Pour prétendre à une indemnisation au titre des calamités agricoles, les agriculteurs ayant subi un aléa doivent faire état de dégradations dépassant certains seuils : au moins 30 % de pertes pour la production sinistrée et au moins 13 % de perte par rapport au produit brut théorique de l’exploitation. Les ressources du FNGRA sont fixées par l’article L361-2 du CRPM. Elles comprennent en premier lieu, « une contribution additionnelle aux primes ou cotisations afférentes aux conventions d’assurance couvrant, à titre exclusif ou principal, d’une part, les dommages aux bâtiments et au cheptel mort affectés aux exploitations agricoles et, d’autre part, les risques de responsabilité civile et de dommages relatifs aux véhicules utilitaires affectés aux exploitations agricoles ». Depuis la loi de finances pour 2016, cette contribution additionnelle est de 5,5 % sur la totalité des primes ou cotisations versées. Viennent compléter le financement du FNGRA, « une contribution additionnelle particulière applicable aux exploitations conchylicoles » ainsi qu’une subvention inscrite au budget de l’État.

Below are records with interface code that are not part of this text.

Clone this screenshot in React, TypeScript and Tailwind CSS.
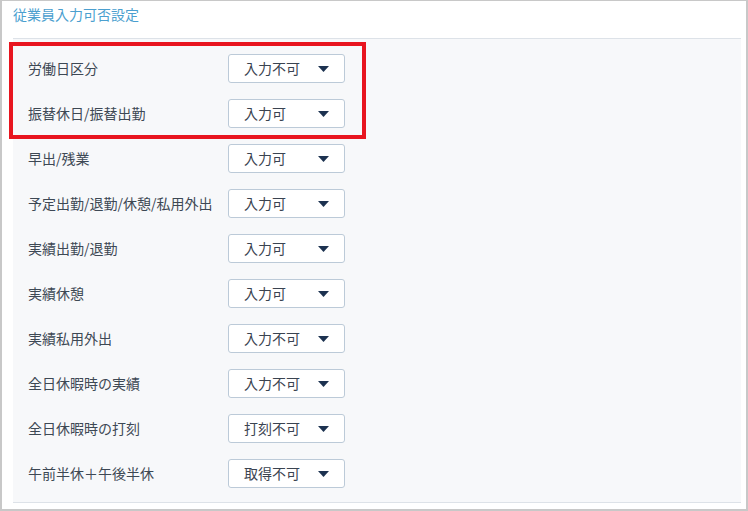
import React from "react";

const rows: { label: string; value: string }[] = [
  { label: "労働日区分", value: "入力不可" },
  { label: "振替休日/振替出勤", value: "入力可" },
  { label: "早出/残業", value: "入力可" },
  { label: "予定出勤/退勤/休憩/私用外出", value: "入力可" },
  { label: "実績出勤/退勤", value: "入力可" },
  { label: "実績休憩", value: "入力可" },
  { label: "実績私用外出", value: "入力不可" },
  { label: "全日休暇時の実績", value: "入力不可" },
  { label: "全日休暇時の打刻", value: "打刻不可" },
  { label: "午前半休＋午後半休", value: "取得不可" },
];

function Select({ value }: { value: string }) {
  return (
    <div className="flex h-[29px] w-[117px] items-center justify-between rounded-[3px] border border-[#bccad8] bg-white pl-[15px] pr-[15px]">
      <span className="pb-[2px] text-[14px] leading-none text-[#3a4350]">{value}</span>
      <svg width="11" height="6" viewBox="0 0 11 6" className="mt-[1px]">
        <path d="M0 0 L11 0 L5.5 6 Z" fill="#1c3250" />
      </svg>
    </div>
  );
}

export default function App() {
  return (
    <div
      className="relative h-[511px] w-[748px] border-b-2 border-l-2 border-r-2 border-t border-[#c8c8c8] bg-white"
      style={{ fontFamily: '"Noto Sans CJK JP", "Noto Sans", sans-serif' }}
    >
      <div className="h-[37px] pl-[11px] pt-[3px] text-[14px] leading-[20px] text-[#4b9fcf]">
        従業員入力可否設定
      </div>
      <div className="ml-[11px] mr-[5px] flex flex-col gap-[16px] border-b border-t border-[#dde2e8] bg-[#f7f8fa] pb-[14px] pl-[15px] pt-[15px]">
        {rows.map((r) => (
          <div key={r.label} className="flex h-[29px] items-center">
            <div className="w-[200px] pb-[2px] text-[14px] leading-none text-[#3d4854]">{r.label}</div>
            <Select value={r.value} />
          </div>
        ))}
      </div>
      <div className="pointer-events-none absolute left-[7px] top-[41px] h-[97px] w-[357px] border-[4px] border-[#e8151f]" />
    </div>
  );
}
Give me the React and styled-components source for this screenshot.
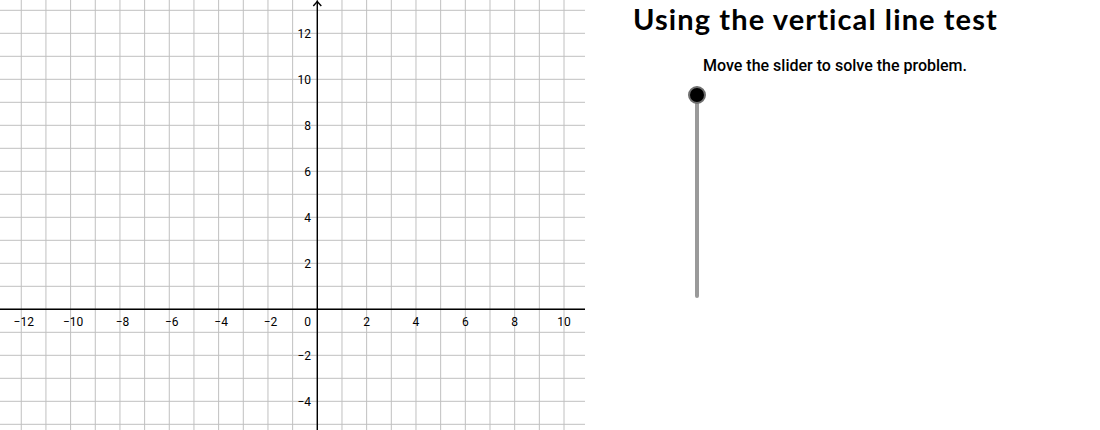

S.D. (sources : ministère de l’Agriculture ; CRPM)

SOLIDARITÉ / Le FMSE

En 2013 a été créé le Fonds national agricole de mutualisation sanitaire et environnemental ou FMSE. Ce dispositif a été permis par la Commission européenne, afin d’indemniser les pertes subies par les agriculteurs lors des crises sanitaires ou des accidents environnementaux (exemple : l’incendie de l’usine Lubrizol en 2019). Le FMSE est alimenté par des cotisations prélevées par la MSA auprès des exploitants agricoles et par le soutien public (Feader et FNGRA). Après quelques années d’existence, le FMSE compte près de douze sections spécialisées « qui ont pu indemniser plus de 18 000 agriculteurs touchés par des incidents sanitaires, grâce aux cotisations de leurs adhérents et aussi à celles de tous les agriculteurs affiliés ».